• **Exercise objective**:
Quote, word for word, only the lines running from the line with "What React, TypeScript" through the end of the listing. Leave out the pictures.
## START Data supplied
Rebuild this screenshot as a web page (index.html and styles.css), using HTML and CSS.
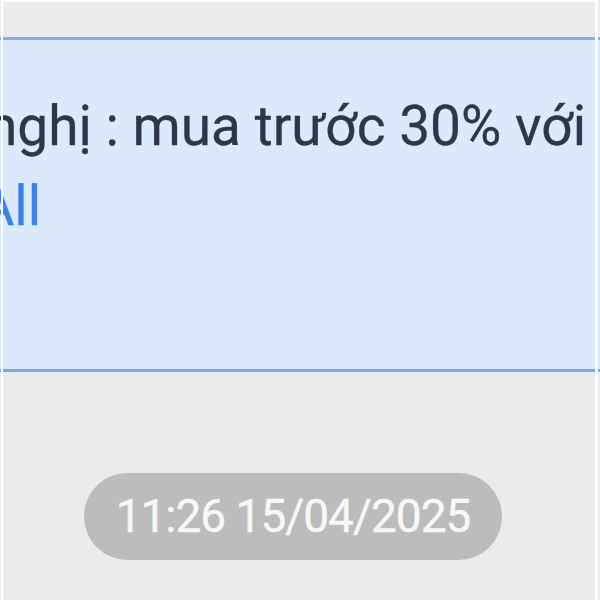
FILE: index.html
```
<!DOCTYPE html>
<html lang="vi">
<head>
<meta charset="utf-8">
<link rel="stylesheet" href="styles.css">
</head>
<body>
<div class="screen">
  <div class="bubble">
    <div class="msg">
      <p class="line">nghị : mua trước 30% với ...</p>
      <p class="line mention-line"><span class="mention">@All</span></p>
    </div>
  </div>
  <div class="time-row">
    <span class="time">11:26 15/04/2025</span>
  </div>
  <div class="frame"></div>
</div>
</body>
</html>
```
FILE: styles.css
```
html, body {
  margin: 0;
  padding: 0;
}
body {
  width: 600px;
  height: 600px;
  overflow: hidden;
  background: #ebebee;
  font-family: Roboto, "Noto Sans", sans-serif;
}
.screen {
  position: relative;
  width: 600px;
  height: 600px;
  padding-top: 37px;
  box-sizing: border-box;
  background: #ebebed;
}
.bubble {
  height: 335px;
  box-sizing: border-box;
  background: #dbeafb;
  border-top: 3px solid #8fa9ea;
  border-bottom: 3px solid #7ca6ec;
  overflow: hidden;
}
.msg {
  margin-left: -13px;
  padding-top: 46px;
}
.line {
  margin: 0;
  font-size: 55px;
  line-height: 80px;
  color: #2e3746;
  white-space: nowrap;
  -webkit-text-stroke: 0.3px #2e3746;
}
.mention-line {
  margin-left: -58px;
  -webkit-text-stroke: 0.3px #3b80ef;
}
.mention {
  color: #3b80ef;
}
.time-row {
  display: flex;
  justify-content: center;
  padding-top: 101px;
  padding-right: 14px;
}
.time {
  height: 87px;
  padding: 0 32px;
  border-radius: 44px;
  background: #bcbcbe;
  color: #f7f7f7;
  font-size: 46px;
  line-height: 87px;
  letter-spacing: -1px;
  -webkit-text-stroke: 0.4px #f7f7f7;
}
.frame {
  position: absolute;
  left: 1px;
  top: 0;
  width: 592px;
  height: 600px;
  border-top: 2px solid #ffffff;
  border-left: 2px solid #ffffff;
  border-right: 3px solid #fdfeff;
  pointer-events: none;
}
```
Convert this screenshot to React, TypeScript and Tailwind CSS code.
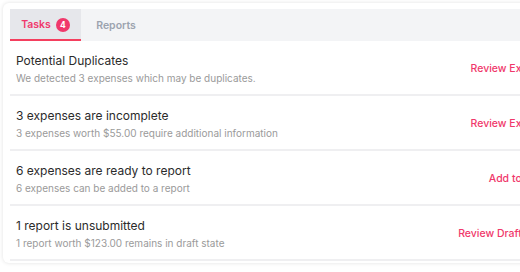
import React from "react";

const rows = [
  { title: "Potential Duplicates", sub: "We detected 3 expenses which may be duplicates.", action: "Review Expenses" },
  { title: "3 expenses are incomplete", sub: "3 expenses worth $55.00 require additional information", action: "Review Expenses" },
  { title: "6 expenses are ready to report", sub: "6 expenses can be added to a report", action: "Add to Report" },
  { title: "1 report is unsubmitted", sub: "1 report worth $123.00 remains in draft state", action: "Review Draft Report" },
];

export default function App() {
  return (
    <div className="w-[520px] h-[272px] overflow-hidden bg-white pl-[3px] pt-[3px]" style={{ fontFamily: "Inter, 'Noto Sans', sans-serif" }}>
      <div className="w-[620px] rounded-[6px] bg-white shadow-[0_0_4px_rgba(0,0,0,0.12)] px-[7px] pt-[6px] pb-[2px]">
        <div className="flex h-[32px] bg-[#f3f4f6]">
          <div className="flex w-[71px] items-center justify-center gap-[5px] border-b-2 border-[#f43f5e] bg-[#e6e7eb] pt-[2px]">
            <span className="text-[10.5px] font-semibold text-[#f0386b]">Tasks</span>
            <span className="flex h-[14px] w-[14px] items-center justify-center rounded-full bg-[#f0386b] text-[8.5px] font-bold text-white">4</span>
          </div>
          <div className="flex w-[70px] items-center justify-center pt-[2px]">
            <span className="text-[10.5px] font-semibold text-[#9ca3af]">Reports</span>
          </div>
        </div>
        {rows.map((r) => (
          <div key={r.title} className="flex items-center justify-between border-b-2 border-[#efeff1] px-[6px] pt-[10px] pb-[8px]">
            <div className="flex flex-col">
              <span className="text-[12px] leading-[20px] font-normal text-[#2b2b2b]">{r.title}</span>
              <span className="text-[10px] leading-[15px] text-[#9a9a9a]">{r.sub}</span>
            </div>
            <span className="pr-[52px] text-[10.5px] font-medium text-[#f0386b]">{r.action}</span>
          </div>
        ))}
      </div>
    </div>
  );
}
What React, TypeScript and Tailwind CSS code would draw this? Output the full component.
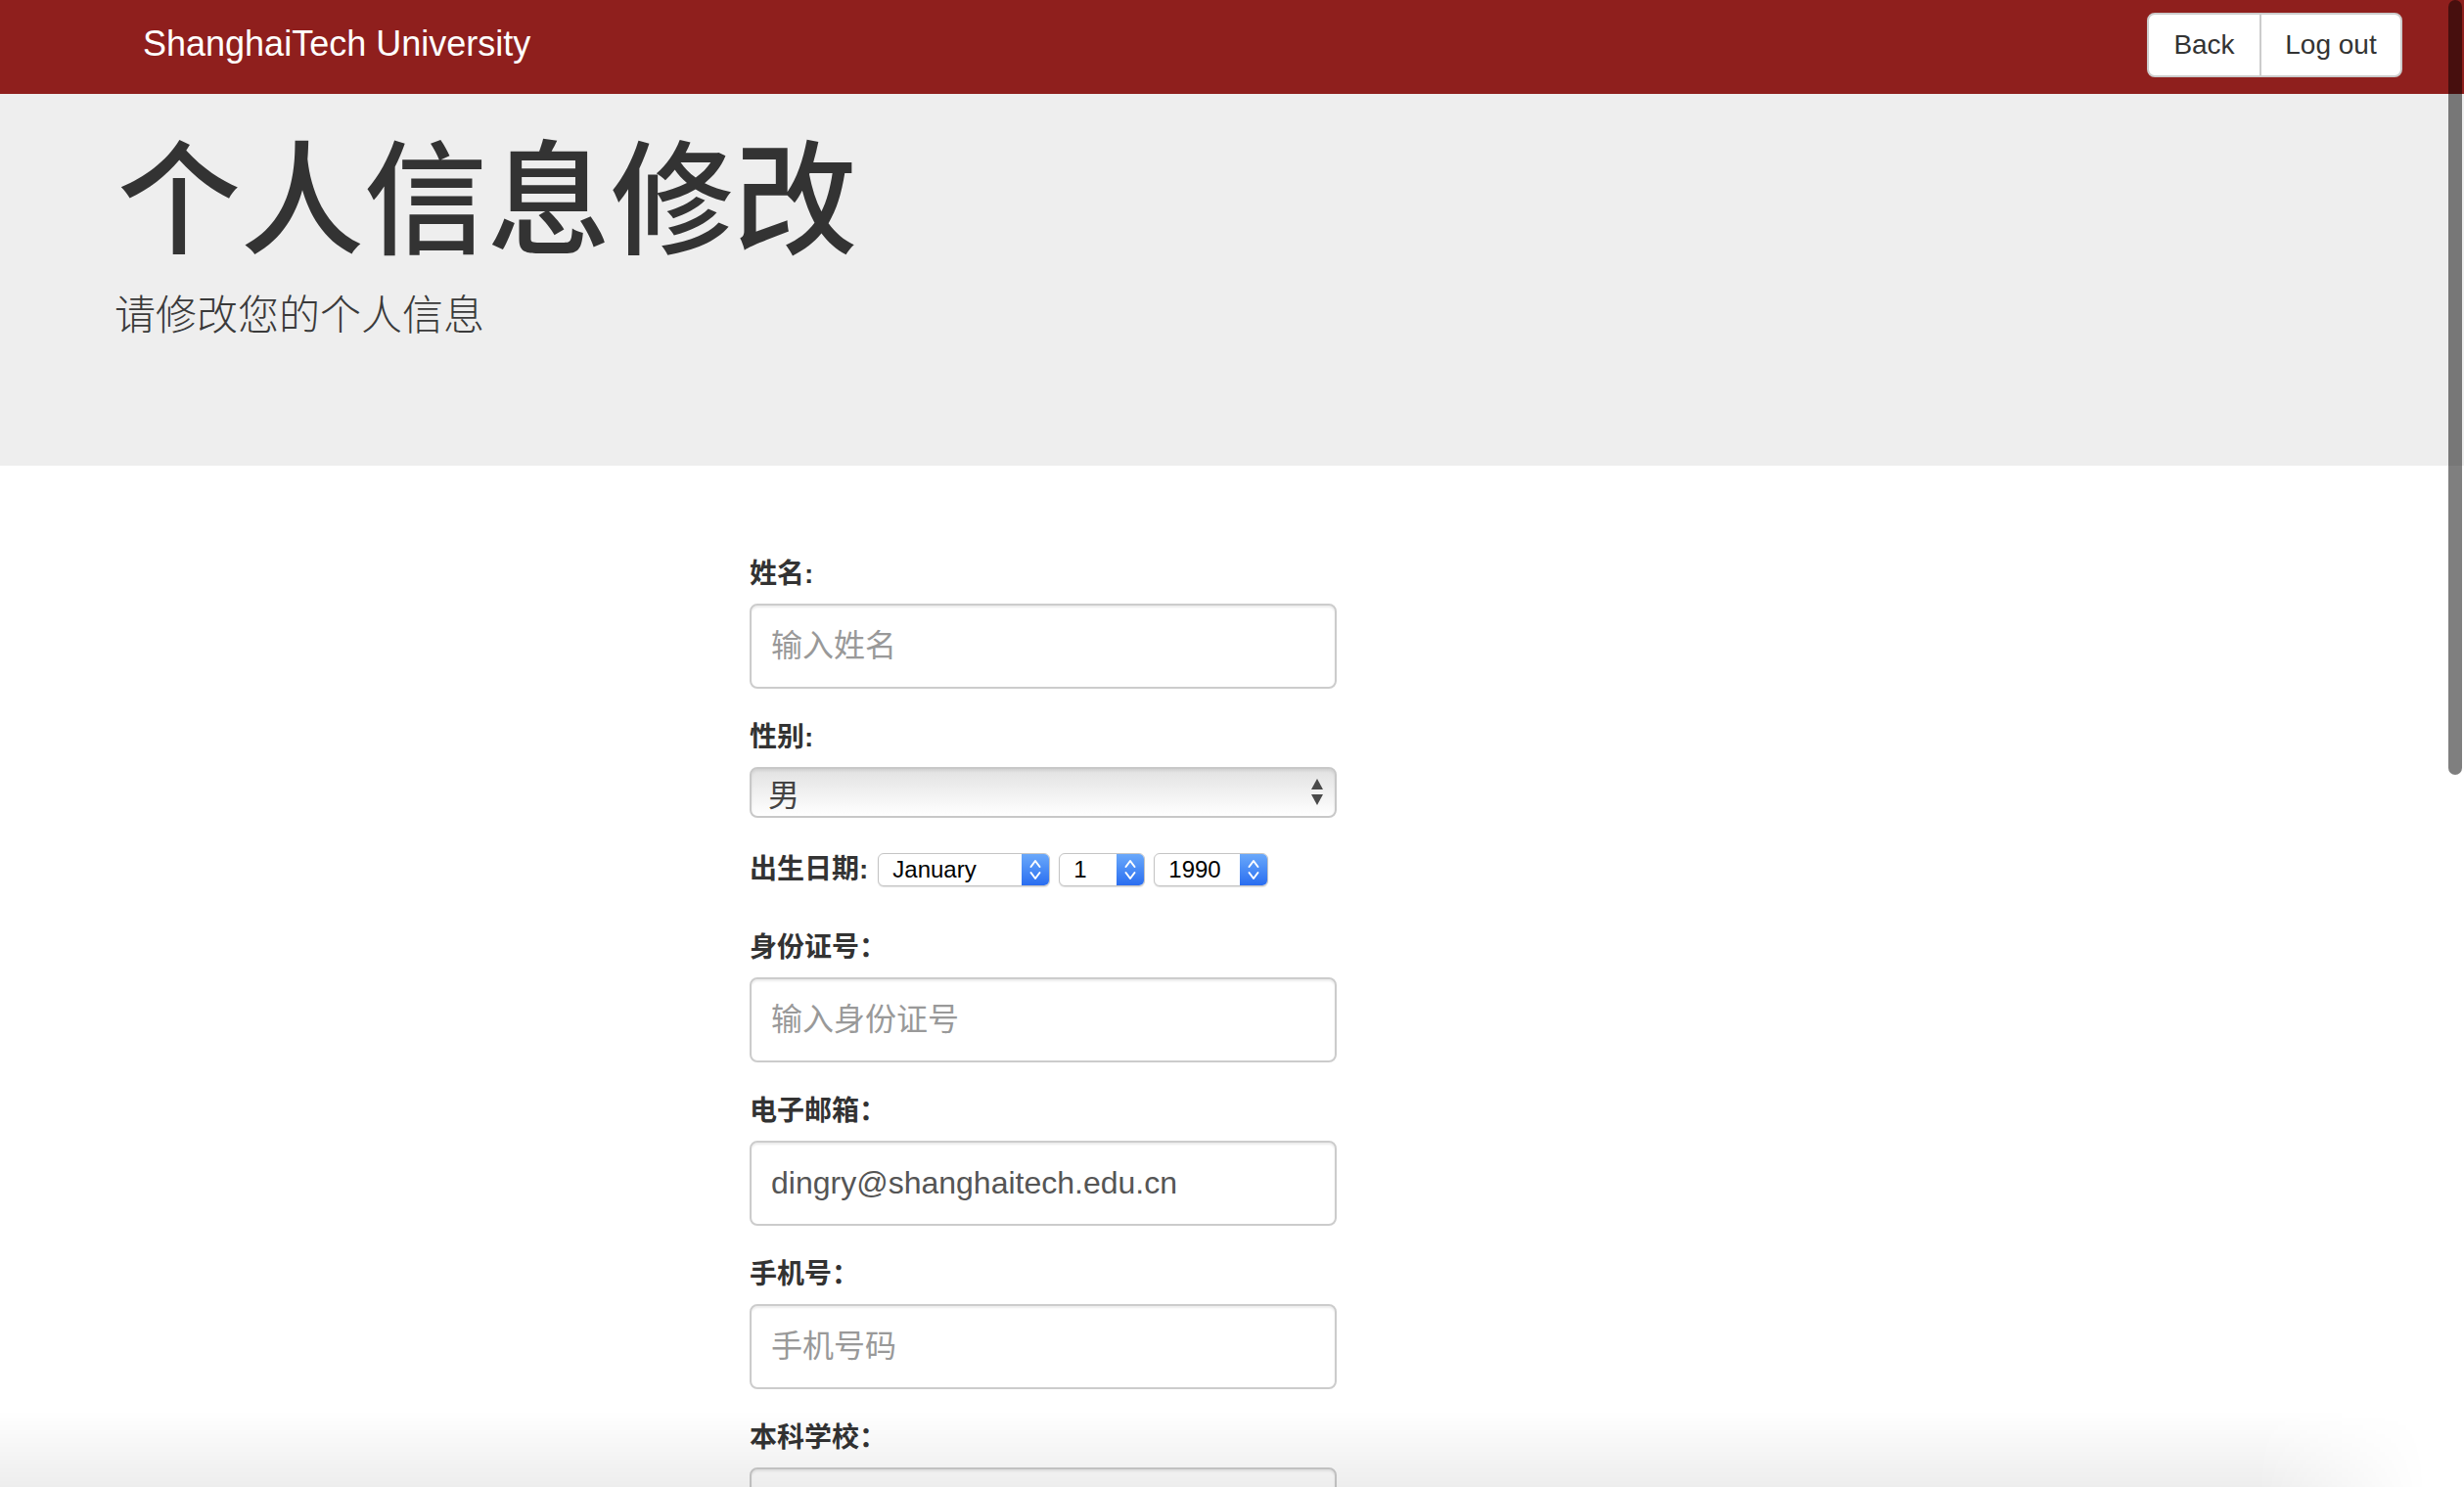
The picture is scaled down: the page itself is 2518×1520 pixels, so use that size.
## END Data supplied
• **Result below**:
What React, TypeScript and Tailwind CSS code would draw this? Output the full component.
The picture is scaled down: the page itself is 2518×1520 pixels, so use that size.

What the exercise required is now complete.